By Sally Robertson, MedWire Reporter
Eating walnuts on a daily basis seems to improve the quality of men's sperm, show study findings.
Men who consumed walnuts each day in addition to their usual diet showed improvements in sperm vitality, motility, and morphology, say Wendie Robbins (University of California, Los Angeles, USA) and team.
The improvements were associated with increases in serum levels of omega-6 fatty acids and the plant source of omega-3 (a-linolenic acid [ALA]), but not with other omega-3 fatty acids, reports the team.
The team's 12-week study of 117 individuals (aged 21-35 years) showed that eating walnuts (75 g/day) in addition to their usual diet significantly increased the men's serum levels of omega-6 and omega-3 fatty acids from baseline, whereas levels remained the same in those who did not add walnuts to their diet.
In addition, the mean change from baseline in sperm vitality was significantly greater in the walnut group, by 5.5%, than in the control group, by 0.5%. Similarly, sperm motility and morphology (normal forms) were also significantly improved, by 5.7% versus 0.53%, and 1.1% versus 0.1.%, respectively.
Further analysis showed that the difference in changes from baseline between the groups were significant for omega-6 and omega-3 fatty acids. However, among the omega-3 fatty acids, the between-group difference was only significant for ALA.
Furthermore, sperm aneuploidy was significantly decreased in the walnut group but not in the control group.

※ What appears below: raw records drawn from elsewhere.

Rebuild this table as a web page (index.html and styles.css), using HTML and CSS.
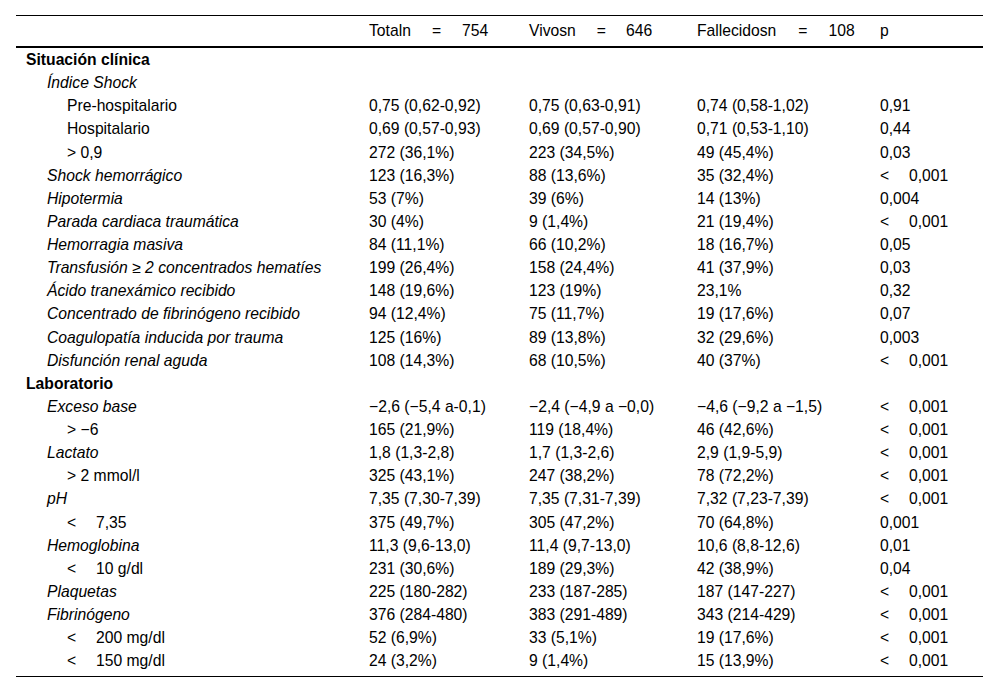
FILE: index.html
```html
<!DOCTYPE html>
<html lang="es">
<head>
<meta charset="utf-8">
<title>Tabla</title>
<link rel="stylesheet" href="styles.css">
</head>
<body>
<table class="data">
  <colgroup>
    <col class="c1"><col class="c2"><col class="c3"><col class="c4"><col class="c5">
  </colgroup>
  <thead>
    <tr>
      <th></th>
      <th>Totaln<span class="eq eq-t">=</span>754</th>
      <th>Vivosn<span class="eq eq-v">=</span>646</th>
      <th>Fallecidosn<span class="eq eq-f">=</span>108</th>
      <th>p</th>
    </tr>
  </thead>
  <tbody>
    <tr><td class="l1">Situación clínica</td><td></td><td></td><td></td><td></td></tr>
    <tr><td class="l2">Índice Shock</td><td></td><td></td><td></td><td></td></tr>
    <tr><td class="l3">Pre-hospitalario</td><td>0,75 (0,62-0,92)</td><td>0,75 (0,63-0,91)</td><td>0,74 (0,58-1,02)</td><td>0,91</td></tr>
    <tr><td class="l3">Hospitalario</td><td>0,69 (0,57-0,93)</td><td>0,69 (0,57-0,90)</td><td>0,71 (0,53-1,10)</td><td>0,44</td></tr>
    <tr><td class="l3">&gt; 0,9</td><td>272 (36,1%)</td><td>223 (34,5%)</td><td>49 (45,4%)</td><td>0,03</td></tr>
    <tr><td class="l2">Shock hemorrágico</td><td>123 (16,3%)</td><td>88 (13,6%)</td><td>35 (32,4%)</td><td><span class="lt">&lt;</span>0,001</td></tr>
    <tr><td class="l2">Hipotermia</td><td>53 (7%)</td><td>39 (6%)</td><td>14 (13%)</td><td>0,004</td></tr>
    <tr><td class="l2">Parada cardiaca traumática</td><td>30 (4%)</td><td>9 (1,4%)</td><td>21 (19,4%)</td><td><span class="lt">&lt;</span>0,001</td></tr>
    <tr><td class="l2">Hemorragia masiva</td><td>84 (11,1%)</td><td>66 (10,2%)</td><td>18 (16,7%)</td><td>0,05</td></tr>
    <tr><td class="l2">Transfusión ≥ 2 concentrados hematíes</td><td>199 (26,4%)</td><td>158 (24,4%)</td><td>41 (37,9%)</td><td>0,03</td></tr>
    <tr><td class="l2">Ácido tranexámico recibido</td><td>148 (19,6%)</td><td>123 (19%)</td><td>23,1%</td><td>0,32</td></tr>
    <tr><td class="l2">Concentrado de fibrinógeno recibido</td><td>94 (12,4%)</td><td>75 (11,7%)</td><td>19 (17,6%)</td><td>0,07</td></tr>
    <tr><td class="l2">Coagulopatía inducida por trauma</td><td>125 (16%)</td><td>89 (13,8%)</td><td>32 (29,6%)</td><td>0,003</td></tr>
    <tr><td class="l2">Disfunción renal aguda</td><td>108 (14,3%)</td><td>68 (10,5%)</td><td>40 (37%)</td><td><span class="lt">&lt;</span>0,001</td></tr>
    <tr><td class="l1">Laboratorio</td><td></td><td></td><td></td><td></td></tr>
    <tr><td class="l2">Exceso base</td><td>−2,6 (−5,4 a-0,1)</td><td>−2,4 (−4,9 a −0,0)</td><td>−4,6 (−9,2 a −1,5)</td><td><span class="lt">&lt;</span>0,001</td></tr>
    <tr><td class="l3">&gt; −6</td><td>165 (21,9%)</td><td>119 (18,4%)</td><td>46 (42,6%)</td><td><span class="lt">&lt;</span>0,001</td></tr>
    <tr><td class="l2">Lactato</td><td>1,8 (1,3-2,8)</td><td>1,7 (1,3-2,6)</td><td>2,9 (1,9-5,9)</td><td><span class="lt">&lt;</span>0,001</td></tr>
    <tr><td class="l3">&gt; 2 mmol/l</td><td>325 (43,1%)</td><td>247 (38,2%)</td><td>78 (72,2%)</td><td><span class="lt">&lt;</span>0,001</td></tr>
    <tr><td class="l2">pH</td><td>7,35 (7,30-7,39)</td><td>7,35 (7,31-7,39)</td><td>7,32 (7,23-7,39)</td><td><span class="lt">&lt;</span>0,001</td></tr>
    <tr><td class="l3"><span class="lt">&lt;</span>7,35</td><td>375 (49,7%)</td><td>305 (47,2%)</td><td>70 (64,8%)</td><td>0,001</td></tr>
    <tr><td class="l2">Hemoglobina</td><td>11,3 (9,6-13,0)</td><td>11,4 (9,7-13,0)</td><td>10,6 (8,8-12,6)</td><td>0,01</td></tr>
    <tr><td class="l3"><span class="lt">&lt;</span>10 g/dl</td><td>231 (30,6%)</td><td>189 (29,3%)</td><td>42 (38,9%)</td><td>0,04</td></tr>
    <tr><td class="l2">Plaquetas</td><td>225 (180-282)</td><td>233 (187-285)</td><td>187 (147-227)</td><td><span class="lt">&lt;</span>0,001</td></tr>
    <tr><td class="l2">Fibrinógeno</td><td>376 (284-480)</td><td>383 (291-489)</td><td>343 (214-429)</td><td><span class="lt">&lt;</span>0,001</td></tr>
    <tr><td class="l3"><span class="lt">&lt;</span>200 mg/dl</td><td>52 (6,9%)</td><td>33 (5,1%)</td><td>19 (17,6%)</td><td><span class="lt">&lt;</span>0,001</td></tr>
    <tr class="last"><td class="l3"><span class="lt">&lt;</span>150 mg/dl</td><td>24 (3,2%)</td><td>9 (1,4%)</td><td>15 (13,9%)</td><td><span class="lt">&lt;</span>0,001</td></tr>
  </tbody>
</table>
</body>
</html>
```

FILE: styles.css
```css
html, body {
  margin: 0;
  padding: 0;
  background: #ffffff;
}

body {
  font-family: "Liberation Sans", Arial, sans-serif;
  font-size: 15.7px;
  color: #000000;
}

.data {
  margin: 15px 0 0 16px;
  width: 967px;
  table-layout: fixed;
  border-collapse: separate;
  border-spacing: 0;
  border-top: 1px solid #000;
  border-bottom: 1px solid #000;
}

.c1 { width: 343px; }
.c2 { width: 160px; }
.c3 { width: 168px; }
.c4 { width: 183px; }
.c5 { width: 113px; }

.data th {
  height: 30px;
  padding: 0 0 0 10px;
  font-weight: normal;
  text-align: left;
  vertical-align: middle;
  border-bottom: 2px solid #000;
  white-space: nowrap;
}

.data td {
  height: 23.12px;
  line-height: 23.12px;
  padding: 0 0 0 10px;
  text-align: left;
  vertical-align: middle;
  white-space: nowrap;
}

.data td.l1 {
  font-weight: bold;
  padding-left: 10px;
}

.data td.l2 {
  font-style: italic;
  padding-left: 31px;
}

.data td.l3 {
  padding-left: 51px;
}

.data tr.last td {
  padding-bottom: 4px;
}

.eq-t { margin: 0 21px 0 21px; }
.eq-v { margin: 0 20px 0 21px; }
.eq-f { margin: 0 21px 0 22px; }

.lt {
  display: inline-block;
  width: 29px;
}
```
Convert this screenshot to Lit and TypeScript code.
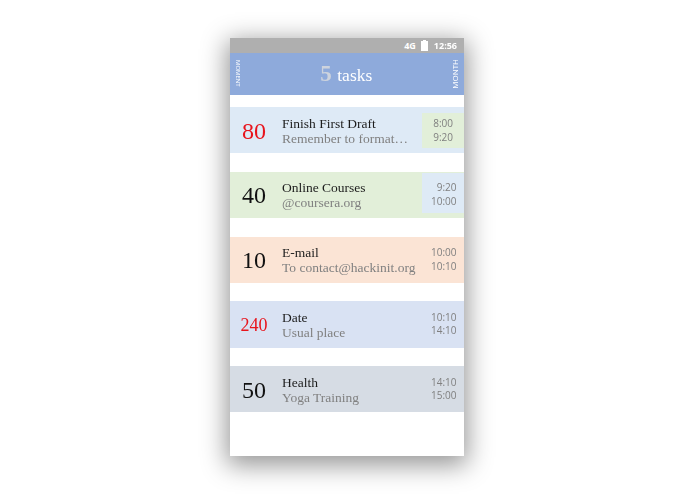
import { LitElement, html, css } from "lit";
import { customElement } from "lit/decorators.js";

interface Task { mins: string; red?: boolean; small?: boolean; title: string; sub: string; from: string; to: string; bg: string; timeBg?: string; tile?: string; }

const TASKS: Task[] = [
  { mins: "80", red: true, title: "Finish First Draft", sub: "Remember to format…", from: "8:00", to: "9:20", bg: "#deeaf6", timeBg: "#e2efd9", tile: "tile-a" },
  { mins: "40", title: "Online Courses", sub: "@coursera.org", from: "9:20", to: "10:00", bg: "#e2efd9", timeBg: "#deeaf6", tile: "tile-b" },
  { mins: "10", title: "E-mail", sub: "To contact@hackinit.org", from: "10:00", to: "10:10", bg: "#fbe4d5" },
  { mins: "240", red: true, small: true, title: "Date", sub: "Usual place", from: "10:10", to: "14:10", bg: "#d9e2f3" },
  { mins: "50", title: "Health", sub: "Yoga Training", from: "14:10", to: "15:00", bg: "#d6dce4" },
];

@customElement("app-root")
export class AppRoot extends LitElement {
  static styles = css`
    :host { display: block; width: 695px; height: 494px; background: #fff; overflow: hidden; font-family: "Liberation Serif", serif; }
    .page { height: 100%; box-sizing: border-box; padding: 38px 0 0 230px; }
    .phone { width: 234px; height: 417.5px; background: #fff; box-shadow: 0 6px 24px 3px rgba(0,0,0,.42); display: flex; flex-direction: column; filter: blur(.3px); }
    .status { height: 14.5px; flex: none; background: #afafaf; color: #fff; display: flex; align-items: center; justify-content: flex-end; padding-right: 7px; gap: 5.5px; font: 700 9px "Open Sans", sans-serif; }
    .battery { display: block; }
    .header { height: 42px; flex: none; background: #8eaadb; color: #fff; display: flex; align-items: center; justify-content: space-between; padding: 0 4px 0 3.5px; }
    .side { writing-mode: vertical-rl; font-family: "Open Sans", sans-serif; }
    .moment { font-size: 6px; }
    .month { font-size: 8px; transform: rotate(180deg); }
    .count { font-size: 17.5px; margin-left: 2px; }
    .count b { font-size: 23px; color: #cdd3dd; margin-right: 5.5px; }
    .list { display: flex; flex-direction: column; gap: 18.5px; padding-top: 12.5px; }
    .row { height: 46.25px; display: flex; align-items: stretch; }
    .mins { width: 48px; padding-top: 2px; box-sizing: border-box; display: flex; align-items: center; justify-content: center; font-size: 24px; color: #111; }
    .mins.red { color: #e8141c; }
    .mins.small { font-size: 18px; padding-top: 2px; }
    .text { flex: 1; min-width: 0; padding-left: 4px; padding-top: 1px; display: flex; flex-direction: column; justify-content: center; white-space: nowrap; }
    .title { font-size: 13.5px; line-height: 15px; color: #1c1c1c; }
    .sub { font-size: 13.5px; line-height: 15px; color: #808080; }
    .times { width: 42px; flex: none; box-sizing: border-box; padding: 0 7.5px 0 0; display: flex; flex-direction: column; justify-content: center; align-items: flex-end; font: 10px/13.5px "Open Sans", sans-serif; color: #7f7f7f; }
    .tile-a { margin: 6px 0 5px; padding-right: 11px; }
    .tile-b { margin: 1px 0 5px; padding-top: 4px; }
  `;

  render() {
    return html`<div class="page"><div class="phone">
      <div class="status">
        <span>4G</span>
        <svg class="battery" width="7" height="11" viewBox="0 0 7 11"><path d="M2 0h3v1h2v10H0V1h2z" fill="#fff"/></svg>
        <span>12:56</span>
      </div>
      <div class="header">
        <span class="side moment">MOMENT</span>
        <span class="count"><b>5</b>tasks</span>
        <span class="side month">MONTH</span>
      </div>
      <div class="list">
        ${TASKS.map((t) => html`<div class="row" style="background:${t.bg}">
          <div class="mins ${t.red ? "red" : ""} ${t.small ? "small" : ""}">${t.mins}</div>
          <div class="text"><span class="title">${t.title}</span><span class="sub">${t.sub}</span></div>
          <div class="times ${t.tile ?? ""}" style="background:${t.timeBg ?? "transparent"}"><span>${t.from}</span><span>${t.to}</span></div>
        </div>`)}
      </div>
    </div></div>`;
  }
}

And sperm ALA was inversely correlated with the proportion of sperm missing a sex chromosome and the percentage of sperm with any numerical chromosomal abnormality.
Writing in Biology of Reproduction, the researchers say that although food has been linked with reproductive success in women, evidence is somewhat lacking for a link with paternal reproductive fitness. "Evidence is particularly limited for men who routinely consume Western-style diets that may lack optimal nutrients and PUFA [polyunsaturated fatty acids] profiles needed for healthy sperm and fertility," they say.
"These findings are consistent with literature showing a distinct change in FA [fatty acid] profiles during sperm maturation and differentiation that are key to cellular functions such as phagocytosis of residual bodies by Sertoli cells affecting sperm morphology and provision of fluidity to sperm membrane for motility," notes the team.